A movie log formerly known as Bookishness / By Charles Matthews

"Dazzled by so many and such marvelous inventions, the people of Macondo ... became indignant over the living images that the prosperous merchant Bruno Crespi projected in the theater with the lion-head ticket windows, for a character who had died and was buried in one film and for whose misfortune tears had been shed would reappear alive and transformed into an Arab in the next one. The audience, who had paid two cents apiece to share the difficulties of the actors, would not tolerate that outlandish fraud and they broke up the seats. The mayor, at the urging of Bruno Crespi, explained in a proclamation that the cinema was a machine of illusions that did not merit the emotional outbursts of the audience. With that discouraging explanation many ... decided not to return to the movies, considering that they already had too many troubles of their own to weep over the acted-out misfortunes of imaginary beings."
--Gabriel García Márquez, One Hundred Years of Solitude

Friday, March 23, 2018

Vivre Sa Vie (Jean-Luc Godard, 1962)

Anna Karina in Vivre Sa Vie
Nana Kleinfrankenheim: Anna Karina
Raoul: Sady Rebbot
Paul: André S. Labarthe
Yvette: Guylaine Schlumberger
Le chef: Gérard Hoffman
Elisabeth: Monique Messine
Journaliste: Paul Pavel
Dimitri: Dimitri Dineff
Jeune homme: Peter Kassovitz
Luigi: Eric Schlumberger
Le philosophe: Brice Parain

Director: Jean-Luc Godard
Screenplay: Jean-Luc Godard
Cinematography: Raoul Coutard
Film editing: Jean-Luc Godard, Agnès Guillemot
Music: Michel Legrand

The essential tension of Vivre Sa Vie comes from Jean-Luc Godard's dry intellectual detachment and self-conscious filmmaking set against his exquisitely passionate involvement with Anna Karina. It shows itself at the very beginning, when Godard gives us almost a mug shot treatment of Karina's face -- frontal, right profile, left profile -- and then follows with an extended scene that features only the back of her head.

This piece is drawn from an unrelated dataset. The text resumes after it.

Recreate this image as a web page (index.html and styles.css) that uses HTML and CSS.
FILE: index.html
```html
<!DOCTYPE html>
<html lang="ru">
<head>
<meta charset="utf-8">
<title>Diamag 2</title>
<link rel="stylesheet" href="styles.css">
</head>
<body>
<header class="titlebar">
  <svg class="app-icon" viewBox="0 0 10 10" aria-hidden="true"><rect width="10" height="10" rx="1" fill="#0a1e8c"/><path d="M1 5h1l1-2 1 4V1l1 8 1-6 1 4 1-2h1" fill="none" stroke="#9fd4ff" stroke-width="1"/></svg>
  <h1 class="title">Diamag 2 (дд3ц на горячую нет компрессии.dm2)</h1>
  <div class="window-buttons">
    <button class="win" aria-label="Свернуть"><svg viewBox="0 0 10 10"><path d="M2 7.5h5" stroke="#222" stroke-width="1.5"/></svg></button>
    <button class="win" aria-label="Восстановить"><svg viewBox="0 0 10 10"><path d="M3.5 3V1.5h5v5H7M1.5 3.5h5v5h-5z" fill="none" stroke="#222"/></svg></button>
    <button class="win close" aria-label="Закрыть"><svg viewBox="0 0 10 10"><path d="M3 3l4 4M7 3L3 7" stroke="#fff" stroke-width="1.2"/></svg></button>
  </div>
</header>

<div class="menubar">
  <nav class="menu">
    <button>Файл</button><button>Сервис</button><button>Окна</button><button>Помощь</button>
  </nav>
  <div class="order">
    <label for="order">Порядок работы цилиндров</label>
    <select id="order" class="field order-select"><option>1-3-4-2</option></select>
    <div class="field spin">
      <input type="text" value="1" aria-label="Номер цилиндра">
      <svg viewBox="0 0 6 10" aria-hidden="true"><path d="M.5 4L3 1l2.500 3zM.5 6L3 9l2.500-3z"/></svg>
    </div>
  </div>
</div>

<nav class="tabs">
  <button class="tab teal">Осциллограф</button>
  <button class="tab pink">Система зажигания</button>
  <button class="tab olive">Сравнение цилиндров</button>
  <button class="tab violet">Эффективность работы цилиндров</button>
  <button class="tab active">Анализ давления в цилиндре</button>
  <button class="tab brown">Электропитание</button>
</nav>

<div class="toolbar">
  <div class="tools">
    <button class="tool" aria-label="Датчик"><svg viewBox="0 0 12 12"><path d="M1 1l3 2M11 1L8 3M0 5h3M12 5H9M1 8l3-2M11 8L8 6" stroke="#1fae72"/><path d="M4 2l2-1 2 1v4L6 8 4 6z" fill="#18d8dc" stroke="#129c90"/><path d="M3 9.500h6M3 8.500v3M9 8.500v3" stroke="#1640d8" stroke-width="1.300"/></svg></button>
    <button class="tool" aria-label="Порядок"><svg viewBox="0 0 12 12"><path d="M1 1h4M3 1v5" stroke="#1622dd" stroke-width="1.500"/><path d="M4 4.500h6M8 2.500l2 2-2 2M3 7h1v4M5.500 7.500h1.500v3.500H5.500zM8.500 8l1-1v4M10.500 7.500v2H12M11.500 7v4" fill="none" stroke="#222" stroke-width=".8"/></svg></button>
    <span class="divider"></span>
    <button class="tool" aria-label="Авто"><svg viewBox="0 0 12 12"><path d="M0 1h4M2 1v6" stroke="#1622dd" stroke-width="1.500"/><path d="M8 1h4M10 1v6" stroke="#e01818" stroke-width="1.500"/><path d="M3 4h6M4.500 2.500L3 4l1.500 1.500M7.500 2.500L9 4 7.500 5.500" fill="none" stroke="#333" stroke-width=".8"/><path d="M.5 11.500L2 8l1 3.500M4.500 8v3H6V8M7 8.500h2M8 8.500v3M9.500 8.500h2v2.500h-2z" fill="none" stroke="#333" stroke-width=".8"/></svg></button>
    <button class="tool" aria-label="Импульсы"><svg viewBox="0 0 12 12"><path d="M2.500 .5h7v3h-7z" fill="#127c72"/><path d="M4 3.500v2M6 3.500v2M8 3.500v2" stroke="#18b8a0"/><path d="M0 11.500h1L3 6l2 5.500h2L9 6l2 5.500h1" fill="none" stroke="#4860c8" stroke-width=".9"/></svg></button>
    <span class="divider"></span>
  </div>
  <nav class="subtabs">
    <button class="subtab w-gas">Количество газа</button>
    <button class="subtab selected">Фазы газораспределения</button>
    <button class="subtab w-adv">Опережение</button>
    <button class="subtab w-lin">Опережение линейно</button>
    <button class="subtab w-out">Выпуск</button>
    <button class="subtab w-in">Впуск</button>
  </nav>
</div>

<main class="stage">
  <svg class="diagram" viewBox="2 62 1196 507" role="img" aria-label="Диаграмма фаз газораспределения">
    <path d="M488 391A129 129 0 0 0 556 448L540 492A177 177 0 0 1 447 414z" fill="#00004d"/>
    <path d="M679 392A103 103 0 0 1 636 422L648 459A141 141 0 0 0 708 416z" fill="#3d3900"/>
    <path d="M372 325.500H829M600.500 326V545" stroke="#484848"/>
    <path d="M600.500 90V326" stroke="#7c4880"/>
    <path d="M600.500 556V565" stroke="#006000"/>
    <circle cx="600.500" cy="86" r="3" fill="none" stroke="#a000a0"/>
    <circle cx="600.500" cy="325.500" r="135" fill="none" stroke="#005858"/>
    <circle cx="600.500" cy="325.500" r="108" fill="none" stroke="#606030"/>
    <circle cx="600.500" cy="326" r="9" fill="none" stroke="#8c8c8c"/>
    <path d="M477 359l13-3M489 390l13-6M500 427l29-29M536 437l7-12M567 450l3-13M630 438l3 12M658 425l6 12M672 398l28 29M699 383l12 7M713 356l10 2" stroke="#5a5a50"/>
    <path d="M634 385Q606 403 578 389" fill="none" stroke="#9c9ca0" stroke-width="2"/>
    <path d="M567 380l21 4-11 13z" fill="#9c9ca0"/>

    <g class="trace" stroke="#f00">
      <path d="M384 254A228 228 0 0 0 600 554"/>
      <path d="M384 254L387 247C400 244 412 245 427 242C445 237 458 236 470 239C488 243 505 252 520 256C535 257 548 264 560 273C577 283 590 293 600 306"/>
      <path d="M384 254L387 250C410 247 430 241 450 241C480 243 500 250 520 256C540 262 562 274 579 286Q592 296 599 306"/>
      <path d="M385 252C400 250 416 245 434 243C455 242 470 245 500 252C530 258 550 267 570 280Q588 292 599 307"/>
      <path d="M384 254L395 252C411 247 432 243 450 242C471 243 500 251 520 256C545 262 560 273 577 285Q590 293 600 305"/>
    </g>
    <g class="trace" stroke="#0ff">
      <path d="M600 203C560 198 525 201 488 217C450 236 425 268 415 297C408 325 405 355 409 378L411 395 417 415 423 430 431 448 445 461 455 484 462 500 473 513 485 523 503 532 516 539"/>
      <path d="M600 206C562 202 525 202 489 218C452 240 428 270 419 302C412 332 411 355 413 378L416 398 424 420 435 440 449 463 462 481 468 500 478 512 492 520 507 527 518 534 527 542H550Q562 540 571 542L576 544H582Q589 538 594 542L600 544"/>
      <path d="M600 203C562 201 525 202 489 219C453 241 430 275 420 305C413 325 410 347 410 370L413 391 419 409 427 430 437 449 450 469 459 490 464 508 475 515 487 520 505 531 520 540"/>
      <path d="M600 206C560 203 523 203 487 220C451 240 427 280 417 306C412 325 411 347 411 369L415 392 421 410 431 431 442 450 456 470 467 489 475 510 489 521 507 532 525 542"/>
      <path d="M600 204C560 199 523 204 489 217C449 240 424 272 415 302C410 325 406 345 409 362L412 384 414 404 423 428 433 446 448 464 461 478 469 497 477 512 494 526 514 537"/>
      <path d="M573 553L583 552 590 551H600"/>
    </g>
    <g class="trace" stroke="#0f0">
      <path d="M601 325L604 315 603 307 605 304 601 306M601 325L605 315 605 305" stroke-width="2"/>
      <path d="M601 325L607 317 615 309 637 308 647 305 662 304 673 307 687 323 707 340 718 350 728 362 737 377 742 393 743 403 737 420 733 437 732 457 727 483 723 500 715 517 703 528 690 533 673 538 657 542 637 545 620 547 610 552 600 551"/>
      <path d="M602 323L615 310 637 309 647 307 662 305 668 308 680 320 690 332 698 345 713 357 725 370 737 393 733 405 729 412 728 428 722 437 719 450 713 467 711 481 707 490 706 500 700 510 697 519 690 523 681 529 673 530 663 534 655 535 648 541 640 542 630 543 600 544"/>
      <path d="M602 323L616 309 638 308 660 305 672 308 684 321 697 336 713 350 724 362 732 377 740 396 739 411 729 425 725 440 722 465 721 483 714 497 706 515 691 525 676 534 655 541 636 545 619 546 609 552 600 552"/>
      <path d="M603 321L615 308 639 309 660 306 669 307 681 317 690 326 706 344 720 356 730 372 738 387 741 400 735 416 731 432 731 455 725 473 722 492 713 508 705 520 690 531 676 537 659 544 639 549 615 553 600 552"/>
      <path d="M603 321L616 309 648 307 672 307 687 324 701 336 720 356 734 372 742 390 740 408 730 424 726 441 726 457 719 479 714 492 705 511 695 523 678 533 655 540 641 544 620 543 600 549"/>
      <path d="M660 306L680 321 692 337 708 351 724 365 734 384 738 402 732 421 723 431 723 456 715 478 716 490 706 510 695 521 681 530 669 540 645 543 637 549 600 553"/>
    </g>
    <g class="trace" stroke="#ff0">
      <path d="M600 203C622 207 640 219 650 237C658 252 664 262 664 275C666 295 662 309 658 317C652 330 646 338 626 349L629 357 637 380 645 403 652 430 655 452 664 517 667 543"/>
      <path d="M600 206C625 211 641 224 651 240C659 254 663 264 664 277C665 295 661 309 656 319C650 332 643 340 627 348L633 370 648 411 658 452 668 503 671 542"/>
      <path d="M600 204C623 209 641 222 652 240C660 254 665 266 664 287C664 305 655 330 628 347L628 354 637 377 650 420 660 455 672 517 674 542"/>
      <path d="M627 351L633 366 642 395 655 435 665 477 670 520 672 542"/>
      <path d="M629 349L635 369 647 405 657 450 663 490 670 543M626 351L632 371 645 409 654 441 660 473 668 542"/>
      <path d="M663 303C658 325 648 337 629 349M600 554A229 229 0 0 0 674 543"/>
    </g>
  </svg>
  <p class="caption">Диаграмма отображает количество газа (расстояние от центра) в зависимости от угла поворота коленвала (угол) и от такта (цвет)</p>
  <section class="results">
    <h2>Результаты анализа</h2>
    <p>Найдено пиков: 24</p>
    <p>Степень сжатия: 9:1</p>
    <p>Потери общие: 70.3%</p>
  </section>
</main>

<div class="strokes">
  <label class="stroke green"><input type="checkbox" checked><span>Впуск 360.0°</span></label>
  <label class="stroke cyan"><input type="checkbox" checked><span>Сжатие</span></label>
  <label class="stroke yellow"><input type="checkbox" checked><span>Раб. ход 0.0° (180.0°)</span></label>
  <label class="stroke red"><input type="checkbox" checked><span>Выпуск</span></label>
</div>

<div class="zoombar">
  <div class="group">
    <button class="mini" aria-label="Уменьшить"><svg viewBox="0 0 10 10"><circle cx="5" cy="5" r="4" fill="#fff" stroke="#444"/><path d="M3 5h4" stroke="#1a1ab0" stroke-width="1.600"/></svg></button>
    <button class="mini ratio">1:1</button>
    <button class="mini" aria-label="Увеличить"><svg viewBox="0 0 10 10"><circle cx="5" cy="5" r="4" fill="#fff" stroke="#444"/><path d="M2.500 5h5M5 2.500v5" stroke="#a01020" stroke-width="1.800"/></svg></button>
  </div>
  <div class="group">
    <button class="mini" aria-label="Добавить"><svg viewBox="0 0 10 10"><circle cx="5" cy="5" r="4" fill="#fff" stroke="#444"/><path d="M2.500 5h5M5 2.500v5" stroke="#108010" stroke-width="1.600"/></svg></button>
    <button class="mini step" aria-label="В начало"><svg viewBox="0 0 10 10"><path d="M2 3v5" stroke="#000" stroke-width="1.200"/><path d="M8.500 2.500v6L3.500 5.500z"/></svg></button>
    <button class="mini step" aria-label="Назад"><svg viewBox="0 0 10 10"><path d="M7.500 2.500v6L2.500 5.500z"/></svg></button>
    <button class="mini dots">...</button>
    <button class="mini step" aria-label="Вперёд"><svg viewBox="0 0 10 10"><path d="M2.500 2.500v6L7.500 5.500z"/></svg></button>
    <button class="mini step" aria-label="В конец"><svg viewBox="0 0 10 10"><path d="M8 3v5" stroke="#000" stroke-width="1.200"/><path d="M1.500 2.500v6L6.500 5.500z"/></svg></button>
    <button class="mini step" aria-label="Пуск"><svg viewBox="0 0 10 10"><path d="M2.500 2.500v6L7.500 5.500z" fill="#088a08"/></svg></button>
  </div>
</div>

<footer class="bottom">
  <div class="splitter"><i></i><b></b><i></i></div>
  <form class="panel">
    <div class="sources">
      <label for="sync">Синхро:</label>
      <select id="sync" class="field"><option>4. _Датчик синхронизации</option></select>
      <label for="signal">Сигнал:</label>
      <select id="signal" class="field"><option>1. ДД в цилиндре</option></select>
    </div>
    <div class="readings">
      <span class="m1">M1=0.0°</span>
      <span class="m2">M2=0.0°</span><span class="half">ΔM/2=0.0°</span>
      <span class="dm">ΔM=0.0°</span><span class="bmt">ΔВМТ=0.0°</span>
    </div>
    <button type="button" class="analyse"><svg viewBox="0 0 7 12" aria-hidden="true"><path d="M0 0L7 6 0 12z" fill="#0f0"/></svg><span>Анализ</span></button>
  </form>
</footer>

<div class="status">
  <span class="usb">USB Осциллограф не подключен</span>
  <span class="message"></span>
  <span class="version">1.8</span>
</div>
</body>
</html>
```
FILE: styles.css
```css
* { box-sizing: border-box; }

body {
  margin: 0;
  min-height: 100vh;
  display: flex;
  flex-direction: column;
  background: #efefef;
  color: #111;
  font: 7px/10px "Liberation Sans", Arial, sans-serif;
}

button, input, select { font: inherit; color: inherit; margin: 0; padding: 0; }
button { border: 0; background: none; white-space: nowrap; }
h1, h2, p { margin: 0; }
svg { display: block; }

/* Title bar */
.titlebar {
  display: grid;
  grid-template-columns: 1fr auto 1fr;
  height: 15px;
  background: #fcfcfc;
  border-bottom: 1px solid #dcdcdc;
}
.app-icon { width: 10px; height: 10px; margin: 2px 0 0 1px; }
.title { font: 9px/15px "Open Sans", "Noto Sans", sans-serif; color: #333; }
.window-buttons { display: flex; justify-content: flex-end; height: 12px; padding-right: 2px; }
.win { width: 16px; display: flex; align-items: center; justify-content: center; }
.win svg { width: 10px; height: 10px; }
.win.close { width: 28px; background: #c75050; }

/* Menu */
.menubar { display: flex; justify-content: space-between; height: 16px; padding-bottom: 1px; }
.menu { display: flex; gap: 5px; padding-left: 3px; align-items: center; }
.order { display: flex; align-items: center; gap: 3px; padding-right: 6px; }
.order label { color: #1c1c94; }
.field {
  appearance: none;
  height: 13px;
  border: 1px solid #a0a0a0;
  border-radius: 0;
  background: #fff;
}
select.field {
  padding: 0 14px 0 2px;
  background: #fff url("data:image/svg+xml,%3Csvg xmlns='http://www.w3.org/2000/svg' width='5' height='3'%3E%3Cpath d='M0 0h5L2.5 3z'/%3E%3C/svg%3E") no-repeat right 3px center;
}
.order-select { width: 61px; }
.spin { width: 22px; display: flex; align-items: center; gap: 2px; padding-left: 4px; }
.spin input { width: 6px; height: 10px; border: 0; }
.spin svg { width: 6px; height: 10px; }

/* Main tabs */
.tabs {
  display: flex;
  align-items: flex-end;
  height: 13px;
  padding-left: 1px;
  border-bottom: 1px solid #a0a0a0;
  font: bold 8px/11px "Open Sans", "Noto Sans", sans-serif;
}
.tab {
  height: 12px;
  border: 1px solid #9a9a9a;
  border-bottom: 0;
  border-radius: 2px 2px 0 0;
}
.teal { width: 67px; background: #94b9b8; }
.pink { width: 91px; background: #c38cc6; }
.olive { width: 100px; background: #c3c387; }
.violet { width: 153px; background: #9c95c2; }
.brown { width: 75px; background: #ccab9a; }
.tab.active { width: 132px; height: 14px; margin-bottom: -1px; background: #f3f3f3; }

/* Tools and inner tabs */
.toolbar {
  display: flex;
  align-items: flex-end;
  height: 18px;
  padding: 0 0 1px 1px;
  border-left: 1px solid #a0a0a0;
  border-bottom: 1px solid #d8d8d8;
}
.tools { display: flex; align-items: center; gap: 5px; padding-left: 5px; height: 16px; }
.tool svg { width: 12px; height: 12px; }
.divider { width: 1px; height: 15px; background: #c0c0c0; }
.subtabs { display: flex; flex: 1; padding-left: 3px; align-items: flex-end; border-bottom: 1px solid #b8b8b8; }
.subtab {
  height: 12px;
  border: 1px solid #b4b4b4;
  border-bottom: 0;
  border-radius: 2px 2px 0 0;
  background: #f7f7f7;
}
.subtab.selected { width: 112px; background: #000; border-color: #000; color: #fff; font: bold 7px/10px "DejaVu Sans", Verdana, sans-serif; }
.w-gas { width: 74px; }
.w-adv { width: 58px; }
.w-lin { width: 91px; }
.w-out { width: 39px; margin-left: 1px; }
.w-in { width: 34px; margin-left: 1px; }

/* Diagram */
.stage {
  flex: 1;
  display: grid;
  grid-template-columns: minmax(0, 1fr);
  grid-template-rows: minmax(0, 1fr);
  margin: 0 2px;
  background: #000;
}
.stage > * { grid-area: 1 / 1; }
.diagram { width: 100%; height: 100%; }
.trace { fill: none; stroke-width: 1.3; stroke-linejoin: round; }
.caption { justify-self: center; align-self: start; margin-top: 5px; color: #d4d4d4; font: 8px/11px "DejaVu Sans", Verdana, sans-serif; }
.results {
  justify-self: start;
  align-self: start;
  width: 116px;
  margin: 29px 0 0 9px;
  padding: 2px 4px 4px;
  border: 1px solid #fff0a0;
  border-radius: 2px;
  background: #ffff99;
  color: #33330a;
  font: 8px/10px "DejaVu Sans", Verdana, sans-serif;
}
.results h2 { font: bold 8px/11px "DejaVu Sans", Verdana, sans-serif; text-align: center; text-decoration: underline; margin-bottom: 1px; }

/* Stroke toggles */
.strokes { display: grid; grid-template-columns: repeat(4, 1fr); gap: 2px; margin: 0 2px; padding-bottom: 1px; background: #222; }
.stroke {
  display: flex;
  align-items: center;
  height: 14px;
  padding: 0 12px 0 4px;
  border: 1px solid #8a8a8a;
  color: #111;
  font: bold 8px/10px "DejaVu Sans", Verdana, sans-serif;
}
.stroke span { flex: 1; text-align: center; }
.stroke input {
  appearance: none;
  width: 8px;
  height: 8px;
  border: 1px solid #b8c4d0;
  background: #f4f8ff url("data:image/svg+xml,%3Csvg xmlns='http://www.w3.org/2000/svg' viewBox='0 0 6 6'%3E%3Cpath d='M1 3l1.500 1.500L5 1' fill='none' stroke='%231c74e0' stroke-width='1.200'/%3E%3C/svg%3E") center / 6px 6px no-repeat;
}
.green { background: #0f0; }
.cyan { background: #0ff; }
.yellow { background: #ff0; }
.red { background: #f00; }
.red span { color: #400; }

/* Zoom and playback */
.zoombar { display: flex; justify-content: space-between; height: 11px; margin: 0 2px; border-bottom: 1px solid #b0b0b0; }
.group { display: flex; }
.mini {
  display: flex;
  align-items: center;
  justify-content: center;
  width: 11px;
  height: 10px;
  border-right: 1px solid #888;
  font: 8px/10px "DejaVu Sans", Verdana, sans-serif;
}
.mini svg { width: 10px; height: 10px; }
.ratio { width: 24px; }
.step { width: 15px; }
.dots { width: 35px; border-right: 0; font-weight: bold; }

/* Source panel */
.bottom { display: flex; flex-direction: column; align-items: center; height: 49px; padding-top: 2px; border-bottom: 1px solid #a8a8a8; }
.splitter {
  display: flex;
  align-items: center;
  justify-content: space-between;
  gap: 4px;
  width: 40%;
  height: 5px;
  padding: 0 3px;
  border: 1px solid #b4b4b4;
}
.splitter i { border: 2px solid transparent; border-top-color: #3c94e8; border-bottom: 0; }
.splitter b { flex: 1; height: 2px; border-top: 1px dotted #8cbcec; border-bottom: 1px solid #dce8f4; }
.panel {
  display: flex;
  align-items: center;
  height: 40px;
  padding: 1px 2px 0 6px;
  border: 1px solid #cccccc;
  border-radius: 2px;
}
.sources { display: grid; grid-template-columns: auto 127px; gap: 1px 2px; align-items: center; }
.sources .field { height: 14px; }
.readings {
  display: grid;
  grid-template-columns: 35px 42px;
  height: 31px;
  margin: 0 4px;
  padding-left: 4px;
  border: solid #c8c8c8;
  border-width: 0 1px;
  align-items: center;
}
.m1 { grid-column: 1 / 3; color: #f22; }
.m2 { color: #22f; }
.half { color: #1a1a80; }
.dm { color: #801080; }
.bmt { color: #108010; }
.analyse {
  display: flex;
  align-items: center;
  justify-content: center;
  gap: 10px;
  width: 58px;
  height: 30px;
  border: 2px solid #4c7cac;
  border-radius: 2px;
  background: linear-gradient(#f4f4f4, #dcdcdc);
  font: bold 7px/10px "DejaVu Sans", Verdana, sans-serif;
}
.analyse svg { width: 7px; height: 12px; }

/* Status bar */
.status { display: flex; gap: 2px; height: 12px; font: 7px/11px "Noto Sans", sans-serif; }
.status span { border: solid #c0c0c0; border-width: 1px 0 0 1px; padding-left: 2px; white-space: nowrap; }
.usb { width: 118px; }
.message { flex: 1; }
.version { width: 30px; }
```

And it continues through to the end in which Edgar Allan Poe's story about an artist who sucks the life out of his beloved by painting her portrait foreshadows the death of Karina's character, Nana. On one level, the film posits art as the enemy of life, while on the other, art becomes a source of life. In the latter case, I'm thinking of the celebrated scene in which Nana is brought to tears by watching Renée Falconetti in The Passion of Joan of Arc (Carl Theodor Dreyer, 1928). It can be argued that Nana identifies with Joan as a fellow martyr: Joan to her faith in God, Nana to her faith in herself -- viz., the speech in which she claims "responsibility" for everything she does. Vivre Sa Vie is full of such intellectual puzzles, including the extended conversation between Nana and the philosopher Brice Parain. But it's Karina's performance that lifts the film out of the thicket of mid-century existentialism that it threatens to become ensnared by. She makes Nana one of the essential characters not just of the French New Wave but of the entire history of movies.